Seems like Amnon's usage of "perception" is referring to dynamic behaviors, e.g., road users, light colors; so everything else that's static can be premapped including road geometry paths, road boundary curbs, road semantic relevancy. Of course Mobileye has dynamic versions for the "static" stuff to generate the REM data as well as realtime driving if things change, but as he pointed out, their online solution is not as reliable as taking multiple passes at a scene. Whereas Tesla is betting on correctly perceiving the dynamic and static aspects on the first pass.
 
Seems like Amnon's usage of "perception" is referring to dynamic behaviors, e.g., road users, light colors; so everything else that's static can be premapped including road geometry paths, road boundary curbs, road semantic relevancy. Of course Mobileye has dynamic versions for the "static" stuff to generate the REM data as well as realtime driving if things change, but as he pointed out, their online solution is not as reliable as taking multiple passes at a scene. Whereas Tesla is betting on correctly perceiving the dynamic and static aspects on the first pass.
Good perception is seeing the reality and being able to recreate it accurately virtually on the fly...
Maps provide some context, but are not the source of truth.

Hence my ROFL.
 
Seems like Amnon's usage of "perception" is referring to dynamic behaviors, e.g., road users, light colors; so everything else that's static can be premapped including road geometry paths, road boundary curbs, road semantic relevancy. Of course Mobileye has dynamic versions for the "static" stuff to generate the REM data as well as realtime driving if things change, but as he pointed out, their online solution is not as reliable as taking multiple passes at a scene. Whereas Tesla is betting on correctly perceiving the dynamic and static aspects on the first pass.

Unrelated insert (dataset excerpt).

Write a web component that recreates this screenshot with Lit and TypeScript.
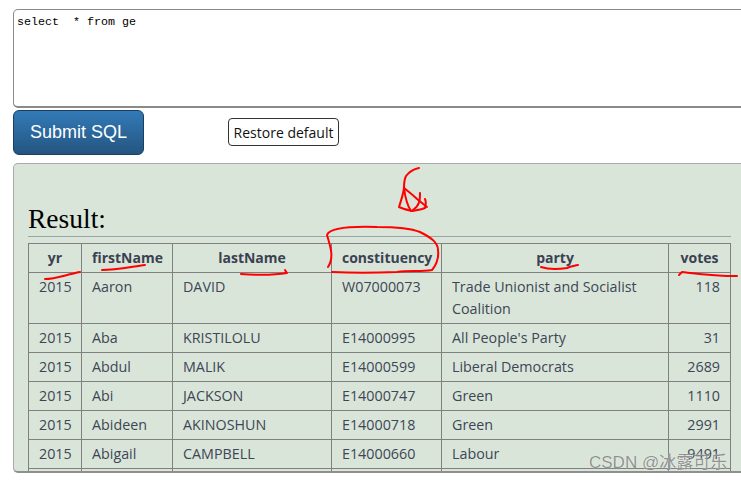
import { LitElement, html, css, svg } from 'lit';
import { customElement } from 'lit/decorators.js';

const COLUMNS = [
  { key: 'yr', width: 53 },
  { key: 'firstName', width: 91 },
  { key: 'lastName', width: 159 },
  { key: 'constituency', width: 110 },
  { key: 'party', width: 227 },
  { key: 'votes', width: 62 },
];

const ROWS = [
  ['2015', 'Aaron', 'DAVID', 'W07000073', 'Trade Unionist and Socialist Coalition', '118'],
  ['2015', 'Aba', 'KRISTILOLU', 'E14000995', "All People's Party", '31'],
  ['2015', 'Abdul', 'MALIK', 'E14000599', 'Liberal Democrats', '2689'],
  ['2015', 'Abi', 'JACKSON', 'E14000747', 'Green', '1110'],
  ['2015', 'Abideen', 'AKINOSHUN', 'E14000718', 'Green', '2991'],
  ['2015', 'Abigail', 'CAMPBELL', 'E14000660', 'Labour', '9491'],
  ['', '', '', '', '', ''],
];

// hand-drawn red pen marks, in page coordinates
const MARKS = [
  'M45 279 C55 279 65 275 80 272',
  'M102 270 C115 270 130 267 145 265',
  'M241 274 C255 275 275 275 287 273 L285 270',
  'M328 267 C334 258 331 248 327 235 C329 229 345 226 377 227 C395 227 410 228 420 232 C432 238 438 243 438 250 C439 258 437 264 432 270 C420 272 410 270 397 272 C375 273 350 273 332 272',
  'M541 267 C550 270 560 269 567 268 C571 266 574 266 578 265',
  'M679 275 L682 272 C700 274 715 276 737 276',
  'M419 168 C414 169 409 172 406 176 C404 180 404 185 404 188 C403 195 401 201 399 207 C403 209 408 210 412 211 C417 210 421 210 425 208 C426 204 426 201 425 199',
  'M404 188 C409 192 413 195 417 199 L427 207',
  'M404 188 C405 196 407 205 411 211',
  'M420 193 C420 200 420 205 413 210',
];

@customElement('app-root')
export class AppRoot extends LitElement {
  static styles = css`
    :host {
      display: block;
      position: relative;
      width: 741px;
      height: 482px;
      overflow: hidden;
      background: #fff;
    }

    .page {
      display: flex;
      flex-direction: column;
      width: 790px;
      padding: 9px 0 0 13px;
      box-sizing: border-box;
    }

    /* === Query form === */
    .sql {
      display: block;
      width: 100%;
      height: 99px;
      box-sizing: border-box;
      margin: 0;
      padding: 5px 3px;
      border: 1px solid #8a8a8a;
      border-bottom: 2px solid #8a8a8a;
      border-radius: 5px;
      font: 11.67px/14px 'Liberation Mono', monospace;
      color: #000;
      background: #fff;
      resize: none;
      outline: none;
    }

    .actions {
      display: flex;
      align-items: center;
      gap: 84px;
      margin-top: 2px;
    }

    .submit {
      width: 131px;
      height: 45px;
      padding: 0;
      border: 1px solid #1b3f5f;
      border-radius: 6px;
      background: linear-gradient(#337ab7, #245580);
      color: #fff;
      font: 18px 'Liberation Sans', Arial, sans-serif;
    }

    .restore {
      width: 111px;
      height: 28px;
      margin-bottom: 1px;
      padding: 0;
      border: 1px solid #333;
      border-radius: 4px;
      background: #fff;
      color: #111;
      font: 14px 'Open Sans', sans-serif;
    }

    /* === Result panel === */
    .panel {
      height: 310px;
      box-sizing: border-box;
      margin-top: 8px;
      padding: 0 14px;
      border: 1px solid #aaa;
      border-bottom: 2px solid #8f8f8f;
      border-radius: 5px;
      background: #dae5d9;
      overflow: hidden;
    }

    h2 {
      width: 703px;
      height: 32px;
      margin: 40px 0 0;
      font: 400 27.5px/30px 'Liberation Serif', serif;
      color: #000;
      border-bottom: 1px solid #9aa3a6;
    }

    .scroller {
      width: 703px;
      margin-top: 6px;
    }

    table {
      width: 703px;
      table-layout: fixed;
      border-collapse: collapse;
      font: 14.3px/22px 'Open Sans', sans-serif;
      color: #3d4656;
    }

    th, td {
      padding: 3px 10px;
      border: 1px solid #808080;
      box-sizing: border-box;
    }

    th {
      height: 29px;
      text-align: center;
      font-size: 14px;
      font-weight: 700;
      color: #3a4252;
    }

    td { vertical-align: top; text-align: left; }
    td.center { text-align: center; }
    td.right { text-align: right; }

    /* === Overlays: pen marks and image watermark === */
    .marks {
      position: absolute;
      inset: 0;
      pointer-events: none;
    }

    .marks path {
      fill: none;
      stroke: #f00;
      stroke-width: 2;
      stroke-linecap: round;
      stroke-linejoin: round;
    }

    .watermark {
      position: absolute;
      left: 589px;
      top: 452px;
      font: 17px/22px 'Liberation Sans', 'Noto Sans CJK SC', sans-serif;
      color: rgba(110, 110, 110, 0.75);
      text-shadow: 0 0 1px rgba(255, 255, 255, 0.9);
      white-space: nowrap;
    }
  `;

  private cellClass(i: number) {
    if (i === 0) return 'center';
    return i === COLUMNS.length - 1 ? 'right' : '';
  }

  render() {
    return html`
      <div class="page">
        <textarea class="sql" spellcheck="false" .value=${'select  * from ge'}></textarea>
        <div class="actions">
          <button class="submit">Submit SQL</button>
          <button class="restore">Restore default</button>
        </div>
        <section class="panel">
          <h2>Result:</h2>
          <div class="scroller">
            <table>
              <colgroup>
                ${COLUMNS.map((c) => html`<col style="width:${c.width}px" />`)}
              </colgroup>
              <thead>
                <tr>${COLUMNS.map((c) => html`<th>${c.key}</th>`)}</tr>
              </thead>
              <tbody>
                ${ROWS.map(
                  (row) => html`<tr>
                    ${row.map((v, i) => html`<td class=${this.cellClass(i)}>${v || html`&nbsp;`}</td>`)}
                  </tr>`
                )}
              </tbody>
            </table>
          </div>
        </section>
      </div>
      <svg class="marks" width="741" height="482" viewBox="0 0 741 482">
        ${MARKS.map((d) => svg`<path d=${d}></path>`)}
      </svg>
      <div class="watermark">CSDN @冰露可乐</div>
    `;
  }
}

declare global {
  interface HTMLElementTagNameMap {
    'app-root': AppRoot;
  }
}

When he says they've "solved perception", as much of an abuse of language as that may be, I take it that believe that they've achieved substantial accuracy in "correctly perceiving the dynamic and static aspects on the first pass", in the exact same way that Tesla would. At around 24:00, I interpret that Amnon believes that nonetheless, the accuracy achievable on a single pass is insufficient to achieve the performance Mobileye seeks, and hence their reliance on multiple passes. Note that he specifically says that this map-building is data-driven, meaning that each single pass must collect data automatically, and thus that the online solution is indeed functional (and indeed not as reliable as taking multiple passes at a scene).

I doubt that either Mobileye or Tesla are using anything less than state-of-the-art techniques for what you call the online solution, so, as I interpret it, the difference isn't that Mobileye (necessarily) applies a poorer online solution in favor of map-building with multiple passes, but rather than Mobileye builds a map in addition to online perception (which, again, because he claims they've "solved perception", I'm inclined to believe is in a good state, at least).